Some guy tells me that the FBI agent who killed John is at some cabin living a peaceful retired life now. I go there and after a series of meeting people who tell me to go somewhere else find the guy. Jack then tells the guy that he's John's son and the FBI man tells Jack to leave before he kills him too. Jack insults him and the duel screen is brought up. I won the duel and Jack kills the bad guy and the credits roll.

Xbox achievement 50 points.

I wish I'd have never played this game.

You go throughout the whole game searching out your friends to kill them in order to save your family. Each time the story makes it sad for you to kill your friends, but you know you're doing it for the greater good of your family and the society of the whole west (your friends are pretty bad dudes). Then at the end you finally settle down and life is good. You've shown the whole west that you're not the gangster outlaw you once were and that you're there for good. Until for no reason at all the makers at Rockstar thought it would be a good idea to have John die in the most dramatic fashion and have his wife end up dead for no reason. Then they have the nerve to think that the character that you just spent 20-30 hours of your life getting to know and admire can be avenged with his stupid son, who did nothing but complain about him during the time you knew him, and you'll be happy. Fail Rockstar.

I guess the idea they had was probably something along the lines of showing just how much John had changed. That in the face of certain death to save his family he didn't hesitate giving his life at all, proving that his selfish nature as an outlaw was done for, but I felt this had been shown again and again throughout the game as the story progressed. There was no question that the character was a good person.

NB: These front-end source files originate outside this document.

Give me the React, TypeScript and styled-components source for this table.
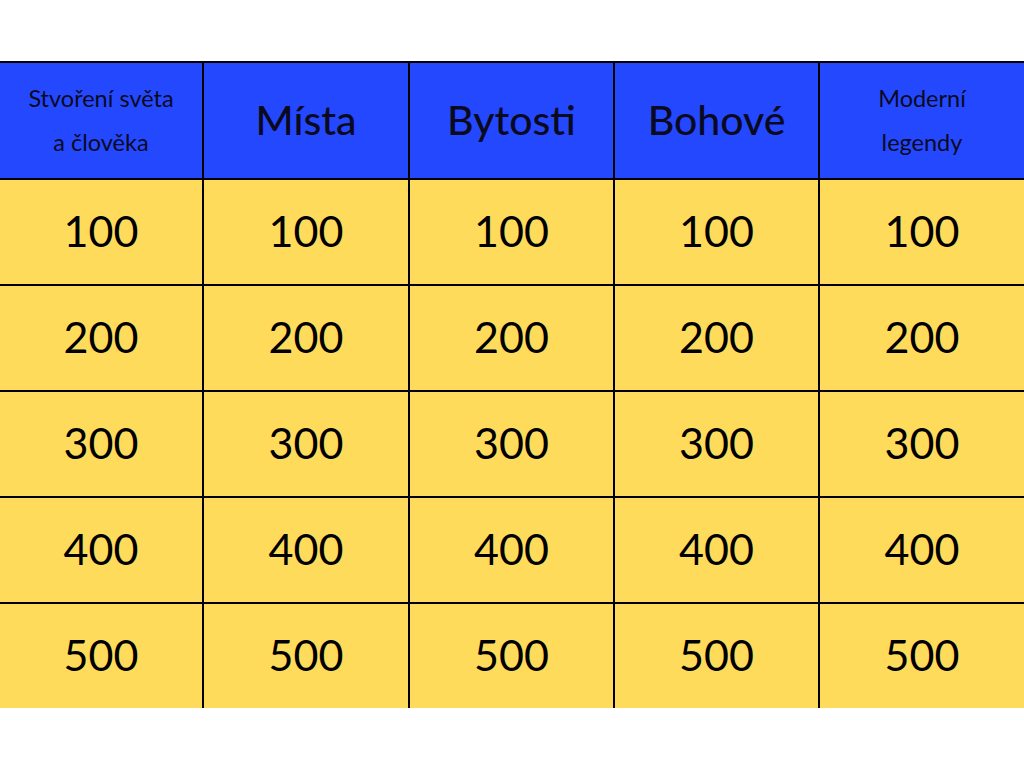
import React from "react";
import styled, { createGlobalStyle } from "styled-components";

const Global = createGlobalStyle`
  html, body { margin: 0; padding: 0; background: #ffffff; }
  body { font-family: "Lato", "Noto Sans", sans-serif; }
`;

const Page = styled.div`
  width: 1024px;
  height: 768px;
  background: #ffffff;
  padding-top: 61px;
  box-sizing: border-box;
`;

const Board = styled.div`
  height: 645px;
  overflow: hidden;
  display: grid;
  grid-template-columns: 202px 204px 203px 203px 1fr;
  grid-template-rows: 115px repeat(5, 104px);
  gap: 2px;
  padding-top: 2px;
  background: #000000;
`;

const Head = styled.div<{ $small?: boolean }>`
  background: #2448fe;
  color: #0a0a1e;
  display: flex;
  flex-direction: column;
  align-items: center;
  justify-content: center;
  text-align: center;
  padding-bottom: 2px;
  font-size: ${(p) => (p.$small ? "23.5px" : "41px")};
  line-height: ${(p) => (p.$small ? "44px" : "1")};
  font-weight: ${(p) => (p.$small ? 400 : 500)};
`;

const Cell = styled.div`
  background: #ffdb5c;
  color: #000000;
  display: flex;
  align-items: center;
  justify-content: center;
  padding-bottom: 4px;
  font-size: 43px;
  font-weight: 400;
`;

const heads: { lines: string[]; small?: boolean }[] = [
  { lines: ["Stvoření světa", "a člověka"], small: true },
  { lines: ["Místa"] },
  { lines: ["Bytosti"] },
  { lines: ["Bohové"] },
  { lines: ["Moderní", "legendy"], small: true },
];

const values = [100, 200, 300, 400, 500];

export default function App() {
  return (
    <>
      <Global />
      <Page>
        <Board>
          {heads.map((h, i) => (
            <Head key={i} $small={h.small}>
              {h.lines.map((l) => (
                <span key={l}>{l}</span>
              ))}
            </Head>
          ))}
          {values.map((v) =>
            heads.map((_, i) => <Cell key={`${v}-${i}`}>{v}</Cell>)
          )}
        </Board>
      </Page>
    </>
  );
}
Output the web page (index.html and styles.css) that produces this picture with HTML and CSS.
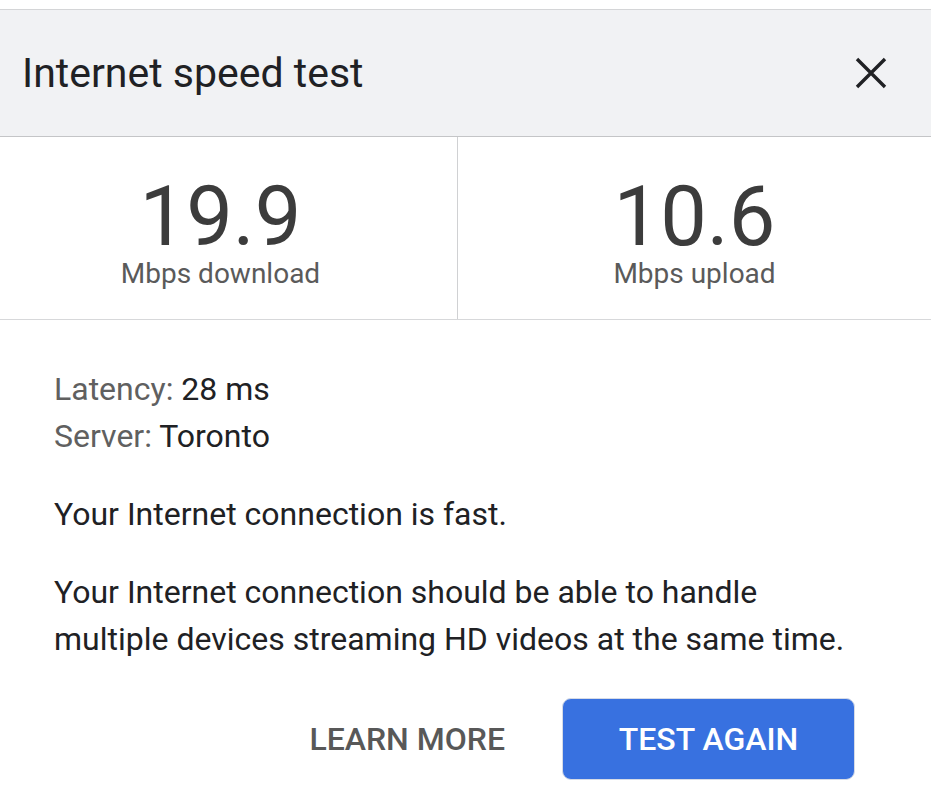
FILE: index.html
```html
<!DOCTYPE html>
<html>
<head>
<meta charset="utf-8">
<title>Internet speed test</title>
<link rel="stylesheet" href="styles.css">
</head>
<body>
<div class="dialog">
  <div class="header">
    <h1 class="title">Internet speed test</h1>
    <button class="close" aria-label="Close">
      <svg width="32" height="32" viewBox="0 0 32 32"><path d="M2 2 30 30M30 2 2 30" stroke="#202124" stroke-width="3.4" fill="none"/></svg>
    </button>
  </div>

  <div class="stats">
    <div class="stat stat-left">
      <div class="value">19.9</div>
      <div class="unit">Mbps download</div>
    </div>
    <div class="stat">
      <div class="value">10.6</div>
      <div class="unit">Mbps upload</div>
    </div>
  </div>

  <div class="body">
    <div class="meta">
      <div><span class="label">Latency:</span> 28 ms</div>
      <div><span class="label">Server:</span> Toronto</div>
    </div>
    <p>Your Internet connection is fast.</p>
    <p>Your Internet connection should be able to handle multiple devices streaming HD videos at the same time.</p>
  </div>

  <div class="actions">
    <button class="btn-text">LEARN MORE</button>
    <button class="btn-primary">TEST AGAIN</button>
  </div>
</div>
</body>
</html>
```

FILE: styles.css
```css
body {
  margin: 0;
  background-color: white;
  font-family: Roboto, "Noto Sans", sans-serif;
  color: #202124;
}

.dialog {
  padding-top: 9px;
}

.header {
  display: flex;
  align-items: center;
  justify-content: space-between;
  height: 126px;
  background-color: #f1f2f4;
  border-top: 1px solid #d4d5d7;
  border-bottom: 1px solid #c4c5c7;
}

.title {
  margin: 0 0 0 22px;
  font-size: 41px;
  font-weight: 400;
  color: #202124;
}

.close {
  margin-right: 44px;
  padding: 0;
  border: none;
  background: none;
  display: flex;
}

.stats {
  display: grid;
  grid-template-columns: 458px 1fr;
  height: 182px;
  border-bottom: 1px solid #d7d8da;
}

.stat {
  display: flex;
  flex-direction: column;
  align-items: center;
  padding-top: 38px;
}

.stat-left {
  border-right: 1px solid #d0d1d3;
  padding-right: 16px;
}

.value {
  font-size: 83px;
  line-height: 84px;
  color: #3c3c3c;
}

.unit {
  font-size: 28px;
  line-height: 30px;
  color: #5a5a5a;
}

.body {
  padding: 46px 54px 0;
  font-size: 32px;
  line-height: 47px;
  color: #202124;
}

.label {
  color: #606060;
}

.body p {
  margin: 31px 0 0;
}

.actions {
  display: flex;
  justify-content: flex-end;
  align-items: center;
  gap: 57px;
  padding: 35px 76px 0 0;
}

.btn-text {
  border: none;
  background: none;
  padding: 0;
  font-family: Roboto, sans-serif;
  font-size: 32px;
  font-weight: 500;
  color: #585858;
}

.btn-primary {
  width: 293px;
  height: 82px;
  border: 1px solid #d6dbe6;
  border-radius: 9px;
  background-color: #3871e0;
  font-family: Roboto, sans-serif;
  font-size: 32px;
  font-weight: 500;
  color: white;
}
```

It was a brilliant story about a heroic character, probably more heroic than most story, movie and video game characters I've ever read/watched/played, and then Rockstar ruined it with a bad ending. I honestly don't know that I'll ever play another Rockstar game again. I play video games for the story more than the gameplay and I don't care how much fun the game was to play, if the story sucks, I don't want to bother again.